Pour ne pas charger Jansénius toutefois et ne pas rester ici avec lui sur une impression trop fâcheuse, en attendant que j’y revienne avec quelque détail, j’ajouterai aussitôt ce qui peut aider à l’idée complète qu’on s’en doit former. Nature de forte trempe et d’un acier mal poli, il était capable de bien des sortes d’emplois. Ce lecteur insatiable et vorace de saint Augustin était un négociateur habile : deux fois, en 1624 et en 1626, il fut envoyé par l’Université de Louvain en Espagne pour s’opposer aux prétentions des Jésuites qui voulaient acquérir à leur Collège les privilèges universitaires : il s’acquitta de cette mission avec adresse, fermeté, et grande considération pour lui-même.
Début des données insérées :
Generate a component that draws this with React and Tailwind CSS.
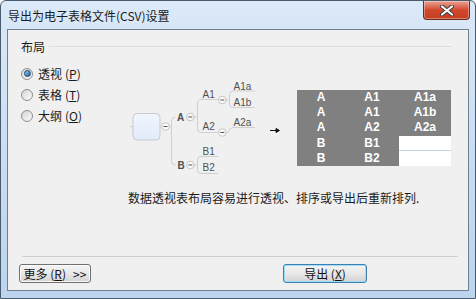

Son occupation principale aux livres ne l’empêchait pas d’avoir l’œil aux choses du monde et à la politique d’alentour. En 1633, consulté pendant la guerre par les seigneurs de Flandre, qui voyaient le pays ouvert à l’invasion hollandaise et peu secouru de l’Espagne, son avis fut qu’en conscience on aurait pu secouer le joug espagnol, traiter directement avec la Hollande, et se cantonner à la manière des Suisses[1]. On lui a fait dans le temps, et Petitot lui a refait de nos jours, un crime de cette solution hardie : ce n’est certes pas nous qui la lui reprocherons. Il proposait dans cette

  1. Voir dans les Opuscules du Père Daniel, in-4o, t. III, p. 222, la lettre de l’abbé de Saint-Germain à M. de Chaumontel, contre Jansénius. Cet abbé de Saint-Germain, nommé de Mourgues, provençal, attaché comme aumônier à la reine-mère, l’avait suivie dans sa retraite à Bruxelles, et lançait de là maint pamphlet contre Richelieu : il vit beaucoup alors Jansénius, mais n’en parla point amicalement depuis, lorsque, rentré en France, il fut interrogé par les Jésuites. Rapin avait souvent causé avec lui aux Incurables, où l’abbé de Mourgues, sur la fin, s’était retiré.